Hertfordshire residents urged to speak out against domestic abuse with Hertfordshire Constabulary and Hertfordshire County Council's True Love? campaign

(L-R) Julie Wheatley and Sarah Taylor.

(L-R) Julie Wheatley and Sarah Taylor.

First published in News St Albans & Harpenden Review: Photograph of the Author by , Senior Reporter

As the most romantic day of the year nears, Hertfordshire residents suffering domestic abuse are being urged to speak out.

For the majority of couples, Valentine’s Day is a happy occasion but the Hertfordshire County Community Safety Unit is sending the message that the occasion could just be ‘another day of hell for some.’

The unit, made up of staff members from Hertfordshire County Council and Hertfordshire Constabulary, are now re-launching their True Love? campaign to raise awareness of abuse, especially among young people.

Detective Chief Inspector Julie Wheatley said: "We want to make people and especially young people aware that domestic abuse takes many different forms.

"This can be emotional, the most obvious the physical, the black eyes and the cuts. But it takes many different forms, emotional, psychological, financial and controlling behaviour.

"Once we have raised awareness it is encouraging people to come and report it to the police and other support agencies, who can give them guidance and support."

Since the launch of the True Love? campaign in November 2012, police say they have seen a 5.3 per cent increase in the number of reported domestic abuse incidents by 16 to 17-year-old people in Hertfordshire. Figures also show an overall 11 per cent increase.

DI Wheatley added: "It is quite unusual that we are saying an increase in crime rate is a good thing, but for this type of crime, it absolutely is.

"We don’t want this to be hidden. We don’t want it to be something that lies beneath. I think it is a good thing that we have got this increase. "

The True Love? campaign is part of ‘This is Abuse’, a national government campaign to raise awareness of domestic abuse.

Sarah Taylor, programme manager for domestic abuse, said: "Domestic abuse has a huge impact on the victims and their families. The perpetrators control them, humiliate them to cause them to feel alone and isolated.

"They end up blaming themselves and there is a lot of deny and minimilisation because of the control the perpetrators have over them.

"Quite often, and particularly young people don’t actually recognise it as being abuse in the first place."

Research suggests reporting of domestic abuse cases are never a one-off occurrence.

"Very rarely, if never is it a one off occurrence. Quite often perpetrators and victims don’t know any different because it is an intergenerational and inner circle and almost behaviour pattern.

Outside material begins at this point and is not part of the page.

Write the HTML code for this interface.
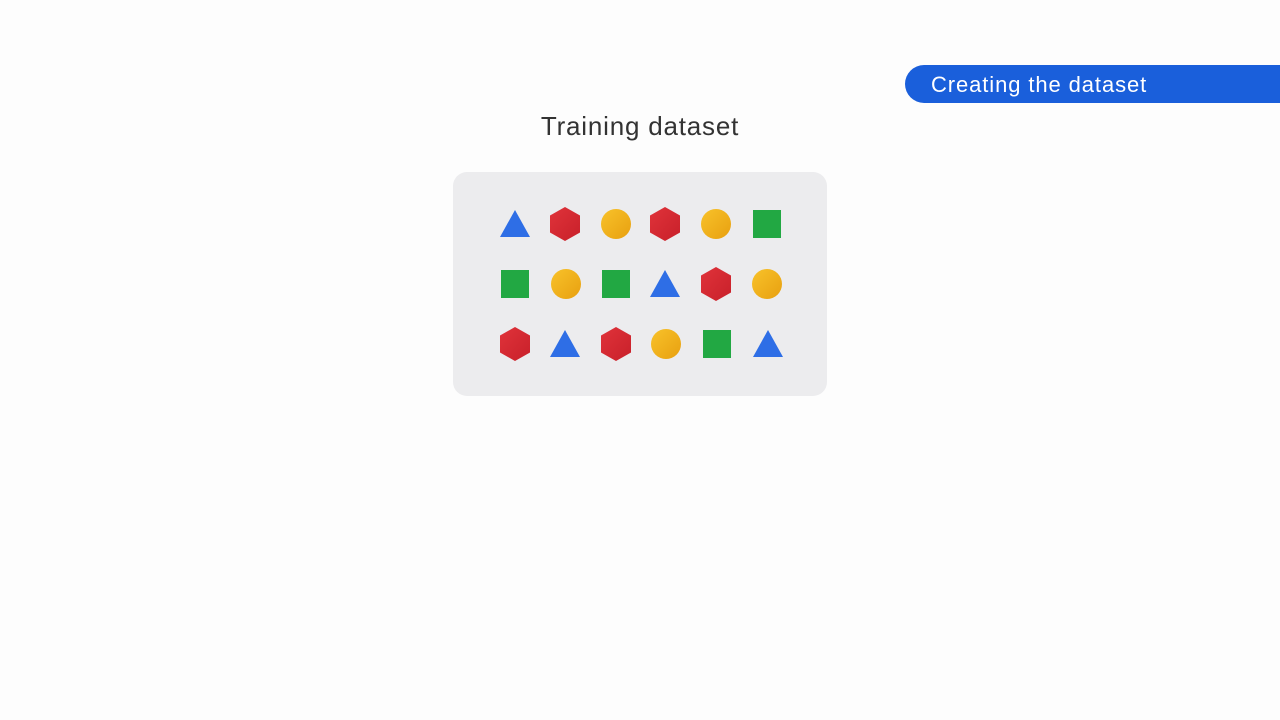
<!DOCTYPE html>
<html><head><style>
body{margin:0;width:1280px;height:720px;background:#fdfdfd;position:relative;overflow:hidden;font-family:"Liberation Sans",sans-serif}
.pill{position:absolute;left:905px;top:65px;width:400px;height:38px;background:#1a5fdb;border-radius:19px;color:#fff;font-size:22px;letter-spacing:0.9px;line-height:40px;padding-left:26px;box-sizing:border-box}
.title{position:absolute;left:0;width:1280px;top:111px;text-align:center;font-size:26px;letter-spacing:0.8px;color:#333}
.box{position:absolute;left:453px;top:172px;width:374px;height:224px;background:#ececee;border-radius:14px}
</style></head><body>
<div class="pill">Creating the dataset</div>
<div class="title">Training dataset</div>
<div class="box"></div>
<svg width="1280" height="720" style="position:absolute;left:0;top:0">
<defs>
<linearGradient id="y" x1="0" y1="0" x2="1" y2="1"><stop offset="0" stop-color="#f8c22a"/><stop offset="1" stop-color="#e8a010"/></linearGradient>
<linearGradient id="r" x1="0" y1="0" x2="1" y2="1"><stop offset="0" stop-color="#e0333a"/><stop offset="1" stop-color="#c8202a"/></linearGradient>
<symbol id="T" viewBox="-15 -15 30 30" overflow="visible"><polygon points="0,-14 15,13 -15,13" fill="#2e6ee6"/></symbol>
<symbol id="H" viewBox="-15 -15 30 30" overflow="visible"><polygon points="0,-17 15,-8.5 15,8.5 0,17 -15,8.5 -15,-8.5" fill="url(#r)"/></symbol>
<symbol id="C" viewBox="-15 -15 30 30" overflow="visible"><circle r="15" fill="url(#y)"/></symbol>
<symbol id="S" viewBox="-15 -15 30 30" overflow="visible"><rect x="-14" y="-14" width="28" height="28" fill="#22a843"/></symbol>
</defs>
<g>
<use href="#T" x="500" y="209" width="30" height="30"/>
<use href="#H" x="550" y="209" width="30" height="30"/>
<use href="#C" x="601" y="209" width="30" height="30"/>
<use href="#H" x="650" y="209" width="30" height="30"/>
<use href="#C" x="701" y="209" width="30" height="30"/>
<use href="#S" x="752" y="209" width="30" height="30"/>

<use href="#S" x="500" y="269" width="30" height="30"/>
<use href="#C" x="551" y="269" width="30" height="30"/>
<use href="#S" x="601" y="269" width="30" height="30"/>
<use href="#T" x="650" y="269" width="30" height="30"/>
<use href="#H" x="701" y="269" width="30" height="30"/>
<use href="#C" x="752" y="269" width="30" height="30"/>

<use href="#H" x="500" y="329" width="30" height="30"/>
<use href="#T" x="550" y="329" width="30" height="30"/>
<use href="#H" x="601" y="329" width="30" height="30"/>
<use href="#C" x="651" y="329" width="30" height="30"/>
<use href="#S" x="702" y="329" width="30" height="30"/>
<use href="#T" x="753" y="329" width="30" height="30"/>
</g>
</svg>
</body></html>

"It is all they have ever known, they don’t know any different and to them it’s normal.

"If we are going to break cycles, we need to challenge society’s perception and acceptance levels around what is okay and educating people on what is a healthy relationship.

"Valentine’s Day should be a nice day for people in relationships but for people in these sort of situations it is just another day of hell." Ms Taylor warned.

Ms Taylor also spoke about the increase in pressure of sexual activity while in a relationship and the psychological effect this has on victims. She said: "Young people are not aware of what rape and sexual assault is and the issue of consenting relationships and the fact that in your own relationship it is okay to say no.

"It is not the broken bones, black eyes - that is the easier side. It’s the constant chipping away at their mental state and the psychological, emotional and mental damage. Some people never recover from that and some people don’t even want to get out of the relationships."

Ms Taylor said the key to tackling domestic abuse was starting with young people. She said: "If we are going to make a difference we have to start with the young people to help them realise what constitutes a bad relationship and help them make those right choices.

"It isn’t going to be overnight we have to start to invest in it now to see those results in 10 to 20 years time.

"If we are going to impact and make a change, we have to raise awareness. We cannot stop raising awareness and have to get keep going so people get that confidence and we can make that difference."